Whitewalling: 3 Years Later
Convened by Rebecca K. Uchill, with presentations by Dell M. Hamilton, Dushko Petrovich, Ana María León, and Caitlin Cherry, and responses by Paul Chan and Aruna D’Souza
12 February, 2021
Join panelists from the CAA panel “Whitewalling: 3 Years Later” for an open Q and A.
View the panel recording here and preliminary questions here (you can also use this link for the full video but without subtitles—many options!)
Official CAA Q&A: 2pm ET/1pm CT (registration needed)
Alt-CAA Q&A: 2: 45pm ET/1:45pm CT (zoom room here)
Call for papers/responses by Rebecca Uchill
Whitewalling: Art, Race & Protest in 3 Acts, authored by critical arts writer Aruna D’Souza, takes on one of the most memorable exhibition controversies of recent years. The inclusion of Dana Schutz’s painting of Emmett Till in the 2017 Whitney Biennial sparked protests and conversations about race-based power dynamics and institutional conditions. Whitewalling places these events into historical context by examining two significant precedent “acts” from New York City exhibition history. The book has been in avid, urgent public conversation since its 2018 publication by artist Paul Chan’s Badlands Unlimited press. Whitewalling was a radical act of publication and a consequential catalyst for dialogue across many spheres of contemporary art discourse.

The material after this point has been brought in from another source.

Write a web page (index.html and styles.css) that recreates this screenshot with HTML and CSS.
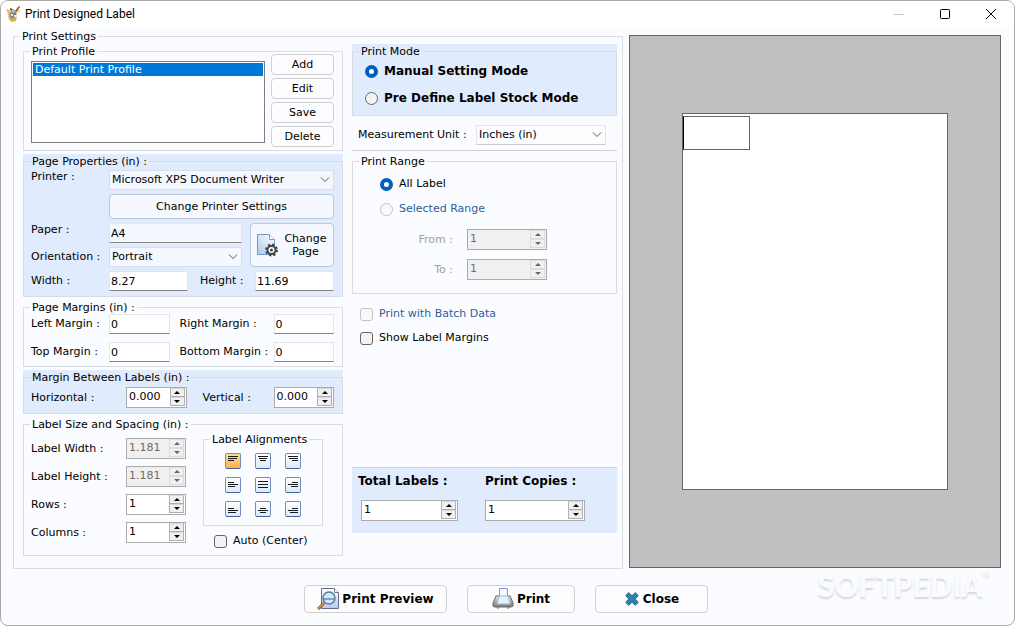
FILE: index.html
```html
<!DOCTYPE html>
<html lang="en">
<head>
    <meta charset="UTF-8">
    <meta name="viewport" content="width=device-width, initial-scale=1.0">
    <title>Print Designed Label</title>
    <link rel="stylesheet" href="styles.css">
</head>
<body>
    <div class="window">
        <header class="title-bar">
            <svg class="app-icon" width="16" height="16" viewBox="0 0 16 16">
                <path d="M3 5l9-1-1 9-7 1z" fill="#a9a9a4"/>
                <path d="M5 7l6-1v5l-5 1z" fill="#76808f"/>
                <path d="M1 3l4 1 1 3-3 1zM10 4l3-2 2 3-4 2z" fill="#efc252"/>
                <path d="M3 10l4 3 5-2-1 4-5 1z" fill="#e8ae3c"/>
                <path d="M5 2l3 1-1 2-2-1z" fill="#7b5a3a"/>
                <path d="M14 0l1 1-4 5-1-1z" fill="#8a4a35"/>
                <path d="M6 8h2v2H6zM9 9h2v2H9z" fill="#f4ead0"/>
                <path d="M8 3l2 1-1 3-2-1z" fill="#b9bfc9"/>
            </svg>
            <h1>Print Designed Label</h1>
            <div class="window-buttons">
                <button type="button" aria-label="Minimize" disabled>
                    <svg width="12" height="12" viewBox="0 0 12 12"><path d="M1 6.5h10" stroke="#c4c4c4"/></svg>
                </button>
                <button type="button" aria-label="Maximize">
                    <svg width="12" height="12" viewBox="0 0 12 12"><rect x="1.5" y="1.5" width="9" height="9" rx="1" fill="none" stroke="#000"/></svg>
                </button>
                <button type="button" aria-label="Close window">
                    <svg width="12" height="12" viewBox="0 0 12 12"><path d="M1 1l10 10M11 1L1 11" stroke="#000"/></svg>
                </button>
            </div>
        </header>

        <main class="content">
            <fieldset class="settings">
                <legend>Print Settings</legend>
                <div class="settings-columns">
                    <div class="column">
                        <div class="panel">
                            <fieldset>
                                <legend>Print Profile</legend>
                                <div class="profile">
                                    <select class="profile-list" size="4" aria-label="Print Profile">
                                        <option selected>Default Print Profile</option>
                                    </select>
                                    <div class="profile-buttons">
                                        <button type="button" class="btn">Add</button>
                                        <button type="button" class="btn">Edit</button>
                                        <button type="button" class="btn">Save</button>
                                        <button type="button" class="btn">Delete</button>
                                    </div>
                                </div>
                            </fieldset>
                        </div>

                        <div class="panel tinted">
                            <fieldset>
                                <legend>Page Properties (in) :</legend>
                                <div class="page-properties">
                                    <div class="row">
                                        <label class="label-high" for="printer">Printer :</label>
                                        <select id="printer" class="grow"><option>Microsoft XPS Document Writer</option></select>
                                    </div>
                                    <button type="button" class="btn printer-settings">Change Printer Settings</button>
                                    <div class="paper">
                                        <div class="paper-fields">
                                            <div class="row">
                                                <label class="label-high" for="paper">Paper :</label>
                                                <input type="text" id="paper" class="grow readonly" value="A4" readonly>
                                            </div>
                                            <div class="row">
                                                <label for="orientation">Orientation :</label>
                                                <select id="orientation" class="grow"><option>Portrait</option><option>Landscape</option></select>
                                            </div>
                                        </div>
                                        <button type="button" class="btn change-page">
                                            <svg width="22" height="24" viewBox="0 0 22 24">
                                                <defs>
                                                    <linearGradient id="sheet" x1="0" y1="1" x2="1" y2="0">
                                                        <stop offset="0" stop-color="#a9cbec"/>
                                                        <stop offset="1" stop-color="#ffffff"/>
                                                    </linearGradient>
                                                </defs>
                                                <path d="M.5 1.5h12l5 5v15H.5z" fill="url(#sheet)" stroke="#6f9cc4"/>
                                                <path d="M12.5 1.5v5h5" fill="#fff" stroke="#6f9cc4"/>
                                                <circle cx="14.5" cy="17" r="4" fill="#fff" stroke="#444" stroke-width="2"/>
                                                <circle cx="14.5" cy="17" r="5.5" fill="none" stroke="#444" stroke-width="2" stroke-dasharray="2.3 2.02"/>
                                                <circle cx="14.5" cy="17" r="1.5" fill="#444"/>
                                            </svg>
                                            <span>Change<br>Page</span>
                                        </button>
                                    </div>
                                    <div class="row">
                                        <label for="page-width">Width :</label>
                                        <input type="text" id="page-width" class="size-input" value="8.27">
                                        <label class="height-label" for="page-height">Height :</label>
                                        <input type="text" id="page-height" class="size-input" value="11.69">
                                    </div>
                                </div>
                            </fieldset>
                        </div>

                        <div class="panel">
                            <fieldset>
                                <legend>Page Margins (in) :</legend>
                                <div class="page-margins">
                                    <label for="margin-left">Left Margin :</label>
                                    <input type="text" id="margin-left" value="0">
                                    <label class="second" for="margin-right">Right Margin :</label>
                                    <input type="text" id="margin-right" value="0">
                                    <label for="margin-top">Top Margin :</label>
                                    <input type="text" id="margin-top" value="0">
                                    <label class="second" for="margin-bottom">Bottom Margin :</label>
                                    <input type="text" id="margin-bottom" value="0">
                                </div>
                            </fieldset>
                        </div>

                        <div class="panel tinted">
                            <fieldset>
                                <legend>Margin Between Labels (in) :</legend>
                                <div class="label-margins">
                                    <label for="horizontal">Horizontal :</label>
                                    <div class="spin">
                                        <input type="number" id="horizontal" value="0.000" step="0.001">
                                        <div class="spin-buttons"><button type="button" aria-label="Up"></button><button type="button" aria-label="Down"></button></div>
                                    </div>
                                    <label class="vertical-label" for="vertical">Vertical :</label>
                                    <div class="spin">
                                        <input type="number" id="vertical" value="0.000" step="0.001">
                                        <div class="spin-buttons"><button type="button" aria-label="Up"></button><button type="button" aria-label="Down"></button></div>
                                    </div>
                                </div>
                            </fieldset>
                        </div>

                        <div class="panel">
                            <fieldset>
                                <legend>Label Size and Spacing (in) :</legend>
                                <div class="label-size">
                                    <div class="label-fields">
                                        <label for="label-width">Label Width :</label>
                                        <div class="spin disabled">
                                            <input type="number" id="label-width" value="1.181" step="0.001" disabled>
                                            <div class="spin-buttons"><button type="button" aria-label="Up" disabled></button><button type="button" aria-label="Down" disabled></button></div>
                                        </div>
                                        <label for="label-height">Label Height :</label>
                                        <div class="spin disabled">
                                            <input type="number" id="label-height" value="1.181" step="0.001" disabled>
                                            <div class="spin-buttons"><button type="button" aria-label="Up" disabled></button><button type="button" aria-label="Down" disabled></button></div>
                                        </div>
                                        <label for="rows">Rows :</label>
                                        <div class="spin">
                                            <input type="number" id="rows" value="1">
                                            <div class="spin-buttons"><button type="button" aria-label="Up"></button><button type="button" aria-label="Down"></button></div>
                                        </div>
                                        <label for="columns">Columns :</label>
                                        <div class="spin">
                                            <input type="number" id="columns" value="1">
                                            <div class="spin-buttons"><button type="button" aria-label="Up"></button><button type="button" aria-label="Down"></button></div>
                                        </div>
                                    </div>
                                    <div class="alignments">
                                        <fieldset>
                                            <legend>Label Alignments</legend>
                                            <div class="align-grid">
                                                <button type="button" class="active" aria-label="Top left"><svg width="14" height="14"><path d="M2 2.5h10M2 4.5h9M2 6.5h6"/></svg></button>
                                                <button type="button" aria-label="Top center"><svg width="14" height="14"><path d="M2 2.5h10M3 4.5h8M4 6.5h6"/></svg></button>
                                                <button type="button" aria-label="Top right"><svg width="14" height="14"><path d="M2 2.5h10M3 4.5h9M6 6.5h6"/></svg></button>
                                                <button type="button" aria-label="Middle left"><svg width="14" height="14"><path d="M2 4.5h6M2 6.5h10M2 8.5h7"/></svg></button>
                                                <button type="button" aria-label="Middle center"><svg width="14" height="14"><path d="M2 3.5h10M2 6.5h10M2 9.5h10"/></svg></button>
                                                <button type="button" aria-label="Middle right"><svg width="14" height="14"><path d="M6 4.5h6M2 6.5h10M5 8.5h7"/></svg></button>
                                                <button type="button" aria-label="Bottom left"><svg width="14" height="14"><path d="M2 6.5h6M2 8.5h10M2 10.5h8"/></svg></button>
                                                <button type="button" aria-label="Bottom center"><svg width="14" height="14"><path d="M4 6.5h6M2 8.5h10M4 10.5h6"/></svg></button>
                                                <button type="button" aria-label="Bottom right"><svg width="14" height="14"><path d="M6 6.5h6M2 8.5h10M4 10.5h8"/></svg></button>
                                            </div>
                                        </fieldset>
                                        <label class="option auto-center"><input type="checkbox"> Auto (Center)</label>
                                    </div>
                                </div>
                            </fieldset>
                        </div>
                    </div>

                    <div class="column column-right">
                        <div class="panel tinted">
                            <fieldset>
                                <legend>Print Mode</legend>
                                <div class="print-mode">
                                    <label class="option"><input type="radio" name="mode" checked> Manual Setting Mode</label>
                                    <label class="option"><input type="radio" name="mode"> Pre Define Label Stock Mode</label>
                                </div>
                            </fieldset>
                        </div>

                        <div class="unit">
                            <label for="unit">Measurement Unit :</label>
                            <select id="unit"><option>Inches (in)</option></select>
                        </div>

                        <div class="panel">
                            <fieldset>
                                <legend>Print Range</legend>
                                <div class="print-range">
                                    <label class="option"><input type="radio" name="range" checked> All Label</label>
                                    <label class="option muted"><input type="radio" name="range" disabled> Selected Range</label>
                                    <div class="range-fields">
                                        <label for="from">From :</label>
                                        <div class="spin disabled">
                                            <input type="number" id="from" value="1" disabled>
                                            <div class="spin-buttons"><button type="button" aria-label="Up" disabled></button><button type="button" aria-label="Down" disabled></button></div>
                                        </div>
                                        <label for="to">To :</label>
                                        <div class="spin disabled">
                                            <input type="number" id="to" value="1" disabled>
                                            <div class="spin-buttons"><button type="button" aria-label="Up" disabled></button><button type="button" aria-label="Down" disabled></button></div>
                                        </div>
                                    </div>
                                </div>
                            </fieldset>
                        </div>

                        <div class="print-options">
                            <label class="option muted"><input type="checkbox" disabled> Print with Batch Data</label>
                            <label class="option"><input type="checkbox"> Show Label Margins</label>
                        </div>

                        <div class="totals">
                            <div class="total">
                                <label for="total-labels">Total Labels :</label>
                                <div class="spin total-spin">
                                    <input type="number" id="total-labels" value="1">
                                    <div class="spin-buttons"><button type="button" aria-label="Up"></button><button type="button" aria-label="Down"></button></div>
                                </div>
                            </div>
                            <div class="total">
                                <label for="copies">Print Copies :</label>
                                <div class="spin">
                                    <input type="number" id="copies" value="1">
                                    <div class="spin-buttons"><button type="button" aria-label="Up"></button><button type="button" aria-label="Down"></button></div>
                                </div>
                            </div>
                        </div>
                    </div>
                </div>
            </fieldset>

            <section class="preview">
                <div class="sheet">
                    <div class="sheet-label"></div>
                </div>
            </section>
        </main>

        <footer class="actions">
            <button type="button" class="btn action preview-btn">
                <svg width="22" height="22" viewBox="0 0 22 22">
                    <defs>
                        <linearGradient id="doc" x1="0" y1="0" x2="0" y2="1">
                            <stop offset="0" stop-color="#ffffff"/>
                            <stop offset="1" stop-color="#b9cbe8"/>
                        </linearGradient>
                    </defs>
                    <path d="M4.5 .5h13l4 4v16h-17z" fill="url(#doc)" stroke="#5f6f8c"/>
                    <path d="M17.5 .5v4h4" fill="#fff" stroke="#777"/>
                    <path d="M1 21l6-6" stroke="#8a5526" stroke-width="3"/>
                    <path d="M1 21l6-6" stroke="#d9954a" stroke-width="1.5"/>
                    <circle cx="12" cy="10" r="6" fill="#d5e8fa" stroke="#5b7aa0" stroke-width="1.5"/>
                    <path d="M7 10h10v2H7z" fill="#7ba3d3"/>
                </svg>
                Print Preview
            </button>
            <button type="button" class="btn action print-btn">
                <svg width="22" height="22" viewBox="0 0 22 22">
                    <defs>
                        <linearGradient id="body" x1="0" y1="0" x2="0" y2="1">
                            <stop offset="0" stop-color="#e8e8e8"/>
                            <stop offset="1" stop-color="#777777"/>
                        </linearGradient>
                    </defs>
                    <path d="M4 19h3v2H5zM15 19h3l-1 2h-2z" fill="#c8c2a8"/>
                    <path d="M4 8h14l3 7v3l-2 1H3l-2-1v-3z" fill="url(#body)" stroke="#666"/>
                    <path d="M7.5 .5h8v9h-8z" fill="#f4f9ff" stroke="#7f93cf"/>
                    <path d="M7 8h9l2 8H5z" fill="#e4f2ff" stroke="#aab4c4"/>
                </svg>
                Print
            </button>
            <button type="button" class="btn action close-btn">
                <svg width="16" height="16" viewBox="0 0 16 16">
                    <path d="M3 3l10 10M13 3L3 13" stroke="#1e5670" stroke-width="5"/>
                    <path d="M3 3l10 10M13 3L3 13" stroke="#2c83a8" stroke-width="4"/>
                </svg>
                Close
            </button>
        </footer>
        <div class="watermark">SOFTPEDIA<sup>®</sup></div>
    </div>
</body>
</html>
```

FILE: styles.css
```css
* {
    box-sizing: border-box;
}

body {
    margin: 0;
    background: #fff;
    color: #000;
    font-family: Verdana, "DejaVu Sans", sans-serif;
    font-size: 11px;
    line-height: 14px;
}

button,
input,
select {
    font: inherit;
    color: inherit;
    margin: 0;
}

svg {
    display: block;
    flex: none;
}

.window {
    position: relative;
    display: flex;
    flex-direction: column;
    min-height: 100vh;
    border: 1px solid #a9a9a9;
    border-radius: 8px;
    background: #fbfcff;
    overflow: hidden;
}

/* title bar */
.title-bar {
    display: flex;
    align-items: center;
    height: 25px;
    padding-left: 4px;
    background: #fff;
}

.title-bar h1 {
    flex: 1;
    margin: 0 0 0 4px;
    font-family: "Segoe UI", Roboto, sans-serif;
    font-size: 12px;
    font-weight: normal;
}

.window-buttons {
    display: flex;
}

.window-buttons button {
    display: flex;
    align-items: center;
    justify-content: center;
    width: 46px;
    height: 24px;
    padding: 0;
    border: none;
    background: none;
}

/* main area */
.content {
    display: flex;
    gap: 6px;
    flex: 1;
    padding: 8px 13px 0 12px;
}

fieldset {
    min-width: 0;
    margin: 0;
    padding: 0;
    border: 1px solid #dadce0;
}

/* short line box keeps the rows close to the border */
legend {
    margin-left: 6px;
    padding: 0 2px;
    line-height: 5px;
}

.settings {
    flex: 0 1 610px;
}

.settings-columns {
    display: grid;
    grid-template-columns: minmax(0, 320fr) minmax(0, 265fr);
    gap: 9px;
    padding: 5px 5px 12px 9px;
}

.column {
    display: flex;
    flex-direction: column;
    gap: 3px;
}

.panel {
    padding-top: 5px;
}

.tinted {
    background: #e0ebfd;
}

/* controls */
input[type="text"],
select {
    height: 20px;
    min-width: 0;
    padding: 0 1px;
    border: 1px solid #e2e5ea;
    border-radius: 0;
    background-color: #fff;
}

input[type="text"] {
    border-bottom-color: #868686;
}

input.readonly {
    background: #f5f9ff;
}

select {
    appearance: none;
    padding: 0 20px 0 2px;
    background: #fdfdff url("data:image/svg+xml,%3Csvg xmlns='http://www.w3.org/2000/svg' width='10' height='6'%3E%3Cpath d='M1 .5l4 4 4-4' fill='none' stroke='%23555'/%3E%3C/svg%3E") no-repeat right 3px center;
    border-bottom-color: #ccc;
}

.tinted select {
    background-color: #f5f9ff;
    border-color: #d3dfef;
}

.btn {
    padding: 0;
    border: 1px solid #d0d0d3;
    border-radius: 4px;
    background: #fdfdff;
}

.tinted .btn {
    background: #f5f9ff;
    border-color: #bcc6d6;
}

.grow {
    flex: 1;
}

.row {
    display: flex;
    align-items: center;
}

.row label:first-child {
    width: 78px;
}

.row .label-high {
    align-self: flex-start;
}

.option {
    display: flex;
    align-items: center;
    gap: 6px;
}

.muted {
    color: #2c5d9b;
}

input[type="radio"],
input[type="checkbox"] {
    appearance: none;
    flex: none;
    width: 13px;
    height: 13px;
    border: 1px solid #666;
    border-radius: 3px;
    background: #f3f3f3;
}

input[type="radio"] {
    border-radius: 50%;
}

input[type="radio"]:checked {
    border: 4px solid #005fb8;
    background: #fff;
}

input[type="radio"]:disabled,
input[type="checkbox"]:disabled {
    border-color: #c3c3c3;
    background: #f9f9f9;
}

.spin {
    display: flex;
    height: 21px;
    padding: 0 1px 0 0;
    border: 1px solid #ababab;
    background: #fff;
}

.spin input {
    flex: 1;
    width: 0;
    padding: 0 0 2px 2px;
    border: none;
    outline: none;
    background: none;
    appearance: textfield;
}

.spin input::-webkit-inner-spin-button {
    appearance: none;
    margin: 0;
}

.spin-buttons {
    display: flex;
    flex-direction: column;
    width: 15px;
}

.spin-buttons button {
    display: flex;
    align-items: center;
    justify-content: center;
    height: 9px;
    padding: 0;
    border: 1px solid #b0b0b0;
    border-top-color: #d8d8d8;
    background: #f0f0f0;
}

.spin-buttons button::before {
    content: "";
    border: 3px solid transparent;
    border-top: none;
    border-bottom: 3px solid #000;
}

.spin-buttons button:last-child::before {
    border-top: 3px solid #000;
    border-bottom: none;
}

.spin.disabled {
    background: #f0f0f0;
}

.disabled input {
    color: #6d6d6d;
}

.disabled .spin-buttons button {
    border-color: #dcdcdc;
}

.disabled .spin-buttons button::before {
    border-bottom-color: #666;
}

.disabled .spin-buttons button:last-child::before {
    border-top-color: #666;
}

/* print profile */
.profile {
    display: flex;
    gap: 6px;
    padding: 0 8px 3px 7px;
}

.profile-list {
    flex: 1;
    height: 82px;
    margin-top: 7px;
    padding: 1px;
    border: 1px solid #7a7f87;
    background: #fff;
    overflow: hidden;
}

.profile-list option {
    min-height: 13px;
    padding: 0 2px;
    line-height: 13px;
}

.profile-list option:checked {
    background: #0078d7 linear-gradient(#0078d7, #0078d7);
    color: #fff;
}

.profile-buttons {
    display: flex;
    flex-direction: column;
    gap: 3px;
    width: 63px;
}

.profile-buttons .btn {
    height: 21px;
}

/* page properties */
.page-properties {
    display: flex;
    flex-direction: column;
    gap: 4px;
    padding: 6px 8px 5px 7px;
}

.printer-settings {
    height: 25px;
    margin-left: 78px;
}

.paper {
    display: flex;
    gap: 8px;
}

.paper-fields {
    display: flex;
    flex: 1;
    flex-direction: column;
    gap: 4px;
    min-width: 0;
}

.change-page {
    display: flex;
    align-items: center;
    justify-content: center;
    gap: 5px;
    width: 84px;
    line-height: 13px;
}

.size-input {
    flex: 1;
}

.height-label {
    width: 55px;
    margin-left: 12px;
}

/* page margins */
.page-margins {
    display: grid;
    grid-template-columns: 78px 1fr 104px 1fr;
    row-gap: 8px;
    align-items: center;
    padding: 4px 8px 4px 7px;
}

.second {
    padding-left: 10px;
}

.label-margins {
    display: grid;
    grid-template-columns: 95px 1fr 87px 1fr;
    align-items: center;
    padding: 7px 8px 5px 7px;
}

.vertical-label {
    padding-left: 16px;
}

/* label size and alignment */
.label-size {
    display: flex;
    align-items: flex-start;
    gap: 17px;
    padding: 10px 19px 7px 7px;
}

.label-fields {
    display: grid;
    flex: 1;
    grid-template-columns: 95px 1fr;
    row-gap: 7px;
    align-items: center;
    padding-top: 1px;
}

.alignments {
    width: 120px;
}

.align-grid {
    display: grid;
    grid-template-columns: repeat(3, 16px);
    justify-content: center;
    gap: 8px 14px;
    padding: 11px 0 8px;
}

.align-grid button {
    width: 16px;
    height: 16px;
    padding: 0;
    border: 1px solid #6f8cc4;
    border-bottom-color: #4a5f94;
    border-radius: 2px;
    background: linear-gradient(#fff, #d8ebfc);
}

.align-grid .active {
    background: linear-gradient(#ffdf94, #ffb04a);
}

.align-grid path {
    stroke: #1a1a1a;
}

.auto-center {
    padding: 8px 0 0 11px;
}

/* right column */
.column-right {
    padding-bottom: 23px;
}

.print-mode {
    display: flex;
    flex-direction: column;
    gap: 13px;
    padding: 10px 12px;
    font-size: 12px;
    font-weight: bold;
}

.unit {
    display: flex;
    align-items: center;
    justify-content: space-between;
    padding: 6px 11px 5px 6px;
    border-bottom: 1px solid #cfd1d4;
}

.unit select {
    width: 130px;
}

.print-range {
    display: flex;
    flex-direction: column;
    gap: 11px;
    padding: 13px 27px;
}

.range-fields {
    display: grid;
    grid-template-columns: 73px 80px;
    gap: 9px 14px;
    align-items: center;
    padding-top: 2px;
    color: #a0a0a0;
    text-align: right;
}

.print-options {
    display: flex;
    flex-direction: column;
    gap: 10px;
    padding: 10px 8px;
}

.totals {
    display: flex;
    gap: 27px;
    margin-top: auto;
    padding: 6px 6px 12px;
    border-top: 1px solid #cfd1d4;
    background: #e0ebfd;
}

.total {
    display: flex;
    flex-direction: column;
    gap: 12px;
    width: 100px;
}

.total label {
    font-size: 12px;
    font-weight: bold;
}

.total-spin {
    margin-left: 3px;
}

/* sheet preview */
.preview {
    display: flex;
    flex: 1;
    align-items: center;
    justify-content: center;
    margin: 1px 0;
    border: 1px solid #666;
    background: #c0c0c0;
}

.sheet {
    width: 72%;
    aspect-ratio: 266 / 376;
    padding-top: 2px;
    border: 1px solid #666;
    background: #fff;
}

.sheet-label {
    width: 67px;
    height: 34px;
    border: 1px solid #666;
    border-left-color: #000;
}

/* bottom buttons */
.actions {
    display: flex;
    justify-content: center;
    gap: 20px;
    padding: 16px 3px 12px 0;
}

.action {
    display: flex;
    align-items: center;
    justify-content: center;
    gap: 3px;
    height: 28px;
    font-size: 12px;
    font-weight: bold;
}

.preview-btn {
    width: 143px;
}

.print-btn {
    width: 108px;
}

.close-btn {
    width: 113px;
}

.watermark {
    position: absolute;
    right: 24px;
    bottom: 24px;
    color: #fafbfd;
    font-family: Lato, sans-serif;
    font-size: 30px;
    font-weight: 900;
    line-height: 32px;
    text-shadow: 0 2px 2px rgba(0, 0, 0, 0.15);
}

.watermark sup {
    font-size: 9px;
    line-height: 9px;
    vertical-align: top;
}
```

This panel invites reflections on Whitewalling in form and content. How, if at all, have landscapes of exhibitions and representations of racial identity and positionality changed in the brief but active timeframe since its publication? How does the book figure into broader shifts in the historiography of the long “contemporary,” including reconsiderations of avant-garde exhibition venues and the problematics of poststructuralism? What lessons can we learn about writing about—and for—the contemporary era, in looking at the quick production timeline for this project, its use of social media citations as primary sources, and the publication of art criticism by an artist-run press? The panel invites artists, art historians, curators, publishers and others to discuss Whitewalling and its themes of protest, public culture, and structural racism in American museums, canons, and society. Aruna D’Souza and Paul Chan will be featured discussants.